Last Friday we had our first tasting with our caterer. Since he knows we are on a budget, he started us out with the basic no-frills menu, with the idea that we can always change it up as we see fit.

Our basic menu includes bruschetta and chicken empanadas for appetizers, and dinner consists of a cranberry-walnut salad, our choice of two types of meat, some grilled vegetables, and penne pasta tossed in a pesto sauce. And it was pretty dang tasty,* yet I somehow couldn’t help feeling this overall sense of disappointment. But this is just a steak, I found myself thinking on more than one occasion, as if I was anticipating a fireworks-enhanced parade in my honor followed by everlasting world peace instead of merely a juicy, well-seasoned hunk of meat.

Part of the problem here is that the beau and I are, for lack of a better term, foodies.** Well, I take it back. Maybe a better description is that we’re simply food enthusiasts. Now, I’ve maintained a passionate relationship with food since I was rollin’ a tricycle, but it took meeting the beau to bring my obsession with victuals to a whole new level. It all started, of course, with his seemingly casual attempts to lure me to his place on weekend mornings by offering to cook up a cheddar egg scramble with thick-cut maple bacon and sourdough toast. Pretty soon he was inviting me over for weekday dinners of sausage*** and rotini in marina sauce with sauteed veggies. Next thing you know, we are shacked up and taking weekly trips to the farmers’ market for fresh organic goods, learning how to make our own butter, and infusing our own liquors. It’s a far cry from the Hamburger-Helper-and-canned-green-beans meals of my lower middle class youth, but I’ll take it.

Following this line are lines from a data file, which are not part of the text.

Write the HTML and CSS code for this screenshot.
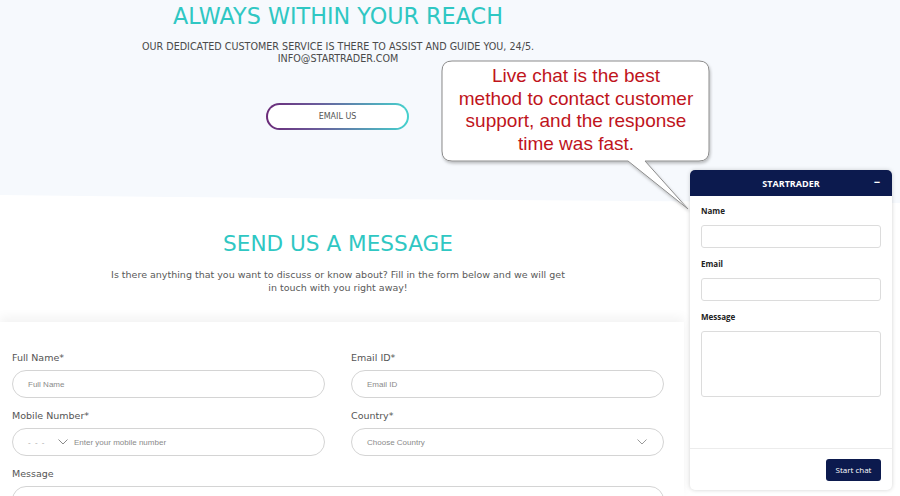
FILE: index.html
```html
<!DOCTYPE html>
<html>
<head>
<meta charset="utf-8">
<link rel="stylesheet" href="styles.css">
</head>
<body>
<div class="page">
  <section class="hero">
    <h1 class="title">ALWAYS WITHIN YOUR REACH</h1>
    <p class="hero-text">OUR DEDICATED CUSTOMER SERVICE IS THERE TO ASSIST AND GUIDE YOU, 24/5.<br>INFO@STARTRADER.COM</p>
    <a class="email-btn">EMAIL US</a>
  </section>
  <svg class="wave" viewBox="0 0 900 8" preserveAspectRatio="none"><path d="M0 0 H900 V8 Q450 5 0 0 Z" fill="#f6f9fd"/></svg>
  <section class="intro">
    <h2 class="title title-sm">SEND US A MESSAGE</h2>
    <p class="intro-text">Is there anything that you want to discuss or know about? Fill in the form below and we will get<br>in touch with you right away!</p>
  </section>
  <section class="form-card">
    <div class="form-grid">
      <div class="field">
        <label class="lbl">Full Name*</label>
        <div class="pill"><span class="ph">Full Name</span></div>
      </div>
      <div class="field">
        <label class="lbl">Email ID*</label>
        <div class="pill"><span class="ph">Email ID</span></div>
      </div>
      <div class="field">
        <label class="lbl">Mobile Number*</label>
        <div class="pill">
          <span class="ph dashes">- - -</span>
          <svg class="chev chev-code" viewBox="0 0 10 6"><polyline points="0.5,0.5 5,5 9.5,0.5" fill="none" stroke="#8a8a8a" stroke-width="1"/></svg>
          <span class="ph">Enter your mobile number</span>
        </div>
      </div>
      <div class="field">
        <label class="lbl">Country*</label>
        <div class="pill pill-select">
          <span class="ph">Choose Country</span>
          <svg class="chev" viewBox="0 0 10 6"><polyline points="0.5,0.5 5,5 9.5,0.5" fill="none" stroke="#9a9a9a" stroke-width="1"/></svg>
        </div>
      </div>
      <div class="field field-wide">
        <label class="lbl">Message</label>
        <div class="textarea"></div>
      </div>
    </div>
  </section>
</div>

<div class="bubble">
  <svg class="bubble-shape" viewBox="0 0 272 154" width="272" height="154">
    <defs>
      <filter id="sh" x="-10%" y="-10%" width="120%" height="130%">
        <feDropShadow dx="1" dy="2" stdDeviation="1.5" flood-color="#000" flood-opacity="0.25"/>
      </filter>
    </defs>
    <path d="M11 1 H258 Q268 1 268 11 V91 Q268 101 258 101 H204 L247 149 L187 101 H11 Q1 101 1 91 V11 Q1 1 11 1 Z" fill="#fff" stroke="#8c8c8c" stroke-width="1" filter="url(#sh)"/>
  </svg>
  <p class="bubble-text">Live chat is the best<br>method to contact customer<br>support, and the response<br>time was fast.</p>
</div>

<aside class="chat">
  <header class="chat-head">
    <span class="chat-title">STARTRADER</span>
    <span class="chat-min">−</span>
  </header>
  <div class="chat-body">
    <label class="chat-lbl">Name</label>
    <div class="chat-input"></div>
    <label class="chat-lbl">Email</label>
    <div class="chat-input"></div>
    <label class="chat-lbl">Message</label>
    <div class="chat-input chat-area"></div>
  </div>
  <footer class="chat-foot">
    <button class="chat-btn">Start chat</button>
  </footer>
</aside>
</body>
</html>
```

FILE: styles.css
```css
* { box-sizing: border-box; }
html, body { margin: 0; padding: 0; }
body {
  width: 900px;
  height: 496px;
  overflow: hidden;
  background: #fff;
  font-family: "DejaVu Sans", "Open Sans", sans-serif;
  position: relative;
}
.page { width: 900px; height: 496px; overflow: hidden; }

.hero {
  background: #f6f9fd;
  height: 195px;
  width: 900px;
  padding-top: 4px;
}
.hero > * { width: 676px; }
.title {
  margin: 0;
  text-align: center;
  color: #2fc7c3;
  font-weight: 400;
  font-size: 22.3px;
  line-height: 24px;
  letter-spacing: 0;
}
.hero-text {
  margin: 13px 0 0;
  text-align: center;
  color: #4a4a4a;
  font-size: 9.6px;
  line-height: 12px;
}
.email-btn {
  display: block;
  width: 143px;
  height: 27px;
  margin: 38px 0 0 266px;
  border-radius: 14px;
  border: 2px solid transparent;
  background: linear-gradient(#fff, #fff) padding-box, linear-gradient(90deg, #6a2a78 0%, #6a5a9a 35%, #45d2ce 100%) border-box;
  color: #555;
  font-size: 8px;
  line-height: 23px;
  text-align: center;
}
.wave { display: block; width: 900px; height: 8px; }

.intro { width: 676px; padding-top: 29px; height: 119px; }
.title-sm { font-size: 21.6px; line-height: 24px; }
.intro-text {
  margin: 12px 0 0;
  text-align: center;
  color: #5a5a5a;
  font-size: 9.5px;
  line-height: 13px;
}

.form-card {
  width: 684px;
  height: 174px;
  background: #fff;
  box-shadow: 0 -5px 10px rgba(0,0,0,0.05);
  padding: 29px 20px 0 12px;
}
.form-grid {
  display: grid;
  grid-template-columns: 313px 313px;
  column-gap: 26px;
  row-gap: 11px;
}
.field { display: flex; flex-direction: column; gap: 6px; }
.field-wide { grid-column: 1 / span 2; }
.lbl {
  color: #555;
  font-size: 9.5px;
  line-height: 13px;
  height: 13px;
  margin-top: 0;
  margin-bottom: 0;
}
.pill {
  height: 28px;
  border: 1px solid #d4d4d4;
  border-radius: 14px;
  display: flex;
  align-items: center;
  padding: 0 15px;
  gap: 8px;
}
.ph {
  font-family: "Liberation Sans", Arial, sans-serif;
  font-size: 8px;
  color: #8a8a8a;
}
.dashes { color: #aaa; letter-spacing: 1px; width: 22px; }
.chev { width: 10px; height: 6px; flex: none; }
.chev-code { margin-right: -2px; }
.pill-select { justify-content: space-between; padding-right: 16px; }
.textarea {
  height: 40px;
  border: 1px solid #d4d4d4;
  border-radius: 14px;
}

.bubble {
  position: absolute;
  left: 441px;
  top: 60px;
  width: 272px;
  height: 154px;
}
.bubble-shape { position: absolute; left: 0; top: 0; }
.bubble-text {
  position: relative;
  margin: 0;
  width: 270px;
  padding-top: 5px;
  text-align: center;
  font-family: "Liberation Sans", Arial, sans-serif;
  font-size: 19px;
  line-height: 22.7px;
  color: #c0141c;
}

.chat {
  position: absolute;
  left: 690px;
  top: 170px;
  width: 202px;
  height: 320px;
  background: #fff;
  border-radius: 5px;
  box-shadow: 0 0 4px rgba(0,0,0,0.18);
  display: flex;
  flex-direction: column;
  font-family: "Open Sans", "Noto Sans", sans-serif;
  overflow: hidden;
}
.chat-head {
  height: 26px;
  background: #0c1a4e;
  color: #fff;
  display: flex;
  align-items: center;
  justify-content: center;
  position: relative;
}
.chat-title { font-weight: 700; font-size: 9px; }
.chat-min { position: absolute; right: 12px; top: 5px; font-weight: 700; font-size: 11px; line-height: 14px; }
.chat-body {
  flex: 1;
  padding: 9px 11px 0 11px;
  display: flex;
  flex-direction: column;
}
.chat-lbl {
  font-weight: 700;
  font-size: 8px;
  line-height: 12px;
  color: #222;
  margin-bottom: 8px;
}
.chat-input {
  height: 23px;
  border: 1px solid #dcdcdc;
  border-radius: 3px;
  margin-bottom: 10px;
}
.chat-area { height: 66px; }
.chat-foot {
  height: 42px;
  border-top: 1px solid #ececec;
  display: flex;
  justify-content: flex-end;
  align-items: center;
  padding-right: 11px;
}
.chat-btn {
  width: 55px;
  height: 22px;
  border: 0;
  border-radius: 3px;
  background: #0c1a4e;
  color: #fff;
  font-family: "Open Sans", "Noto Sans", sans-serif;
  font-size: 8px;
  padding: 0;
}
```
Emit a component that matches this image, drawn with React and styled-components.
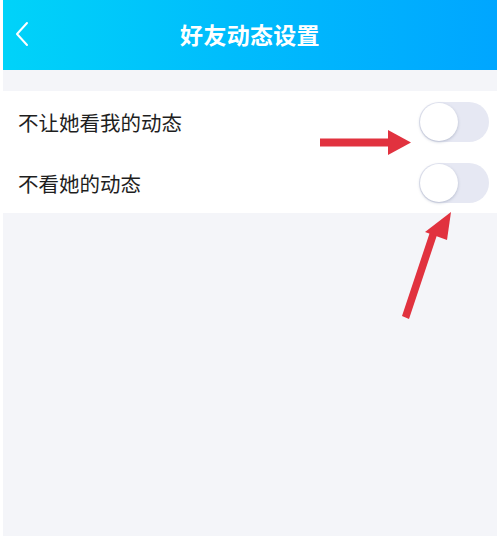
import React, { useState } from "react";
import styled, { createGlobalStyle } from "styled-components";

const GlobalStyle = createGlobalStyle`
  html, body {
    margin: 0;
    padding: 0;
    background: #ffffff;
    font-family: "Noto Sans CJK SC", "Noto Sans", sans-serif;
  }
`;

const Screen = styled.div`
  position: relative;
  margin: 0 2px 0 3px;
  height: 536px;
  background: #f4f5f9;
  display: flex;
  flex-direction: column;
  overflow: hidden;
`;

const Header = styled.header`
  height: 70px;
  flex-shrink: 0;
  background: linear-gradient(90deg, #00d3f9 0%, #00bdfc 45%, #00a6ff 100%);
  display: grid;
  grid-template-columns: 60px 1fr 60px;
  align-items: center;
`;

const BackButton = styled.button`
  border: none;
  background: none;
  padding: 0 0 2px 11px;
  height: 70px;
  display: flex;
  align-items: center;
  cursor: pointer;
`;

const Title = styled.h1`
  margin: 0 0 2px;
  text-align: center;
  color: #ffffff;
  font-size: 23px;
  font-weight: 700;
  letter-spacing: 0.3px;
`;

const Gap = styled.div`
  height: 21px;
  flex-shrink: 0;
`;

const List = styled.section`
  background: #ffffff;
`;

const Row = styled.div`
  height: 61px;
  display: flex;
  align-items: center;
  justify-content: space-between;
  padding: 0 8px 0 15px;
`;

const Label = styled.span`
  font-size: 20.5px;
  color: #1e1e1e;
`;

const Track = styled.button`
  width: 70px;
  height: 40px;
  border: none;
  border-radius: 20px;
  padding: 1px;
  background: ${(p) => (p.on ? "#12b7f5" : "#e6e8f3")};
  display: flex;
  justify-content: ${(p) => (p.on ? "flex-end" : "flex-start")};
  cursor: pointer;
`;

const Knob = styled.span`
  width: 38px;
  height: 38px;
  border-radius: 50%;
  background: #ffffff;
  box-shadow: 0 1px 3px rgba(120, 130, 160, 0.45);
`;

const Annotation = styled.svg`
  position: absolute;
  left: -3px;
  top: 0;
  pointer-events: none;
`;

const Toggle = ({ on, onClick }) => (
  <Track on={on ? 1 : 0} onClick={onClick}>
    <Knob />
  </Track>
);

const settings = ["不让她看我的动态", "不看她的动态"];

export default function App() {
  const [values, setValues] = useState([false, false]);
  const flip = (i) => setValues(values.map((v, j) => (j === i ? !v : v)));

  return (
    <>
      <GlobalStyle />
      <Screen>
        <Header>
          <BackButton aria-label="返回">
            <svg width="16" height="26" viewBox="0 0 16 26">
              <path d="M13 2 L3 13 L13 24" fill="none" stroke="#fff" strokeWidth="2" strokeLinecap="round" strokeLinejoin="round" />
            </svg>
          </BackButton>
          <Title>好友动态设置</Title>
          <div />
        </Header>
        <Gap />
        <List>
          {settings.map((s, i) => (
            <Row key={s}>
              <Label>{s}</Label>
              <Toggle on={values[i]} onClick={() => flip(i)} />
            </Row>
          ))}
        </List>
        {/* red hint arrows drawn over the screenshot */}
        <Annotation width="499" height="536" viewBox="0 0 499 536">
          <g fill="#e1323f" stroke="none">
            <rect x="320" y="138.5" width="72" height="8" />
            <polygon points="388,130 411,142.5 388,155" />
            <polygon points="402,316 409,319 438,232 431,229" />
            <polygon points="451,212 425,232 447,240" />
          </g>
        </Annotation>
      </Screen>
    </>
  );
}
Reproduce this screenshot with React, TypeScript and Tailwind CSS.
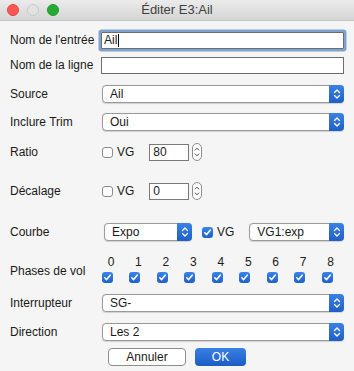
import React from "react";

const font = { fontFamily: '"Liberation Sans", Arial, sans-serif' };

// up/down chevrons used in the popup buttons
function Arrows({ color = "white" }: { color?: string }) {
  return (
    <svg width="8" height="12" viewBox="0 0 8 12" fill="none">
      <path d="M1.5 4.5 L4 2 L6.5 4.5" stroke={color} strokeWidth="1.4" strokeLinecap="round" strokeLinejoin="round" />
      <path d="M1.5 7.5 L4 10 L6.5 7.5" stroke={color} strokeWidth="1.4" strokeLinecap="round" strokeLinejoin="round" />
    </svg>
  );
}

function Select({ value, className = "" }: { value: string; className?: string }) {
  return (
    <div
      className={
        "flex h-[18px] items-stretch rounded-[4px] border border-[#9a9a9a] bg-white shadow-[0_0.5px_1px_rgba(0,0,0,0.15)] " +
        className
      }
    >
      <div className="flex flex-1 items-center pl-[7px] text-[12px] text-[#1a1a1a]">{value}</div>
      <div className="-my-px -mr-px flex w-[15px] items-center justify-center rounded-r-[4px] bg-gradient-to-b from-[#3b82e6] to-[#1d5fc7]">
        <Arrows />
      </div>
    </div>
  );
}

function Check({ checked }: { checked?: boolean }) {
  if (checked)
    return (
      <div className="flex h-[11px] w-[11px] items-center justify-center rounded-[3px] bg-gradient-to-b from-[#3a84ea] to-[#1f60c9]">
        <svg width="9" height="9" viewBox="0 0 9 9" fill="none">
          <path d="M1.8 4.8 L3.6 6.6 L7.2 2.2" stroke="white" strokeWidth="1.6" strokeLinecap="round" strokeLinejoin="round" />
        </svg>
      </div>
    );
  return <div className="h-[11px] w-[11px] rounded-[3px] border border-[#8c8c8c] bg-white" />;
}

function Stepper() {
  return (
    <div className="flex h-[18px] w-[10px] flex-col items-center justify-center rounded-full border border-[#8c8c8c] bg-white">
      <svg width="6" height="12" viewBox="0 0 6 12" fill="none">
        <path d="M1.2 4 L3 2.2 L4.8 4" stroke="#444" strokeWidth="1" strokeLinecap="round" />
        <path d="M1.2 8 L3 9.8 L4.8 8" stroke="#444" strokeWidth="1" strokeLinecap="round" />
      </svg>
    </div>
  );
}

function Label({ children }: { children: React.ReactNode }) {
  return <div className="w-[91px] shrink-0 text-[12px] text-[#1a1a1a]">{children}</div>;
}

function SpinRow({ label, value, className = "" }: { label: string; value: string; className?: string }) {
  return (
    <div className={"flex h-[20px] items-center " + className}>
      <Label>{label}</Label>
      <div className="ml-px flex items-center">
        <Check />
        <span className="ml-[4px] text-[12px] text-[#1a1a1a]">VG</span>
      </div>
      <div className="ml-[15px] flex h-[17px] w-[40px] items-center border border-[#7a7a7a] bg-white pl-[3px] text-[12px] text-[#1a1a1a]">
        {value}
      </div>
      <div className="ml-[3px]">
        <Stepper />
      </div>
    </div>
  );
}

export default function App() {
  const phases = [0, 1, 2, 3, 4, 5, 6, 7, 8];
  return (
    <div className="h-[371px] w-[354px] overflow-hidden bg-[#f5f5f5]" style={font}>
      {/* title bar */}
      <div className="relative flex h-[21px] items-center justify-center border-b border-[#c4c4c4] bg-gradient-to-b from-[#ebebeb] to-[#d5d5d5]">
        <div className="absolute left-[7px] top-[4px] flex gap-[8px]">
          <div className="h-[12px] w-[12px] rounded-full border border-[#e2463f] bg-[#fc5753]" />
          <div className="h-[12px] w-[12px] rounded-full border border-[#c9c9c9] bg-[#e3e3e3]" />
          <div className="h-[12px] w-[12px] rounded-full border border-[#1d9a2a] bg-[#27aa35]" />
        </div>
        <span className="text-[13px] text-[#404040]">Éditer E3:Ail</span>
      </div>

      <div className="flex flex-col px-[10px] pt-[9px]">
        <div className="flex h-[20px] items-center">
          <Label>Nom de l'entrée</Label>
          <div className="flex h-[17px] flex-1 items-center border border-[#6d6d6d] bg-white pl-[2px] text-[12px] text-[#1a1a1a] shadow-[0_0_0_2.5px_#7fa3d0] rounded-[1px]">
            Ail<span className="ml-px h-[13px] w-px bg-black" />
          </div>
        </div>

        <div className="mt-[5px] flex h-[20px] items-center">
          <Label>Nom de la ligne</Label>
          <div className="h-[17px] flex-1 border border-[#6d6d6d] bg-white" />
        </div>

        <div className="mt-[9px] flex h-[20px] items-center">
          <Label>Source</Label>
          <Select value="Ail" className="ml-px flex-1" />
        </div>

        <div className="mt-[8px] flex h-[20px] items-center">
          <Label>Inclure Trim</Label>
          <Select value="Oui" className="ml-px flex-1" />
        </div>

        <SpinRow label="Ratio" value="80" className="mt-[10px]" />
        <SpinRow label="Décalage" value="0" className="mt-[19px]" />

        <div className="mt-[21px] flex h-[20px] items-center">
          <Label>Courbe</Label>
          <Select value="Expo" className="ml-[3px] w-[88px]" />
          <div className="ml-[10px] flex items-center">
            <Check checked />
            <span className="ml-[4px] text-[12px] text-[#1a1a1a]">VG</span>
          </div>
          <Select value="VG1:exp" className="ml-[15px] flex-1" />
        </div>

        <div className="mt-[13px] flex h-[29px]">
          <div className="w-[87px] shrink-0 pt-[7px] text-[12px] text-[#1a1a1a]">Phases de vol</div>
          <div className="grid grid-cols-9">
            {phases.map((p) => (
              <div key={p} className="flex w-[28px] flex-col">
                <div className="h-[14px] text-center text-[12px] leading-[14px] text-[#1a1a1a]">{p}</div>
                <div className="ml-[5px] mt-[3px]">
                  <Check checked />
                </div>
              </div>
            ))}
          </div>
        </div>

        <div className="mt-[9px] flex h-[20px] items-center">
          <Label>Interrupteur</Label>
          <Select value="SG-" className="ml-px flex-1" />
        </div>

        <div className="mt-[9px] flex h-[20px] items-center">
          <Label>Direction</Label>
          <Select value="Les 2" className="ml-px flex-1" />
        </div>

        <div className="mt-[5px] flex h-[19px] items-center pl-[98px]">
          <div className="flex h-[18px] w-[78px] items-center justify-center rounded-[4px] border border-[#8e8e8e] bg-white text-[12px] text-[#1a1a1a]">
            Annuler
          </div>
          <div className="ml-[9px] flex h-[18px] w-[51px] items-center justify-center rounded-[4px] bg-gradient-to-b from-[#3a80e4] to-[#1c5cc4] text-[12px] text-white">
            OK
          </div>
        </div>
      </div>
    </div>
  );
}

Given that our entire relationship is steeped in conversations of what we have eaten, what we are currently eating, and what we should eat next, I shouldn’t be surprised that I had high hopes for the food we serve at our wedding. And there’s definitely an extent to which one can get too caught up in the culture of personalization — the need to make everything a reflection of us — but it didn’t help that the food we tasted looked a lot like, well, Wedding Food. I have eaten an iteration of this same meal at 80% of the weddings I’ve attended — no wonder the steak seemed a little ho-hum.

Mmm, food. Via John Silver Photography's Flickr

But if it’s not steak and salmon for dinner, what is it going to be? Sure, I’d love to serve wood-fired pizza, and bring in a sushi chef who’ll slice us up some delishus nigiri, and set up a dessert station where a guy is rolling and frying fresh doughnuts by hand,**** but all that stuff is just beyond the scope of our means. Our budget is our budget, and I’m already squaring my jaw and steeling myself to accept that wedding food is one of those areas where I’m just going to have to let some of my balloons of expectation float off into the wild blue yonder. And be OK with it.

This is not to say that we can’t get creative somehow, someway. What if we keep our boring old buffet of  steak and salmon, but add on a few delicious appetizers? What if we outsource a dude with a churro cart for a sweet after-dinner snack? What if we can find it within our means to serve fish tacos instead of the salmon?

Let the brainstorming commence…

What are you serving at your wedding?

__________________________________________

* Well, the side dishes were just OK, but truthfully I don’t know just how insane in the membrane any one person can possibly get over grilled vegetables in the first place.

** Insert raised pinkies here.

*** Oh ho ho, it’s sexual innuendo and a food item all at once!

**** Ooh, and I also want a trampoline! And homemade ice cream! And tapas! And indian curry! And a waterslide!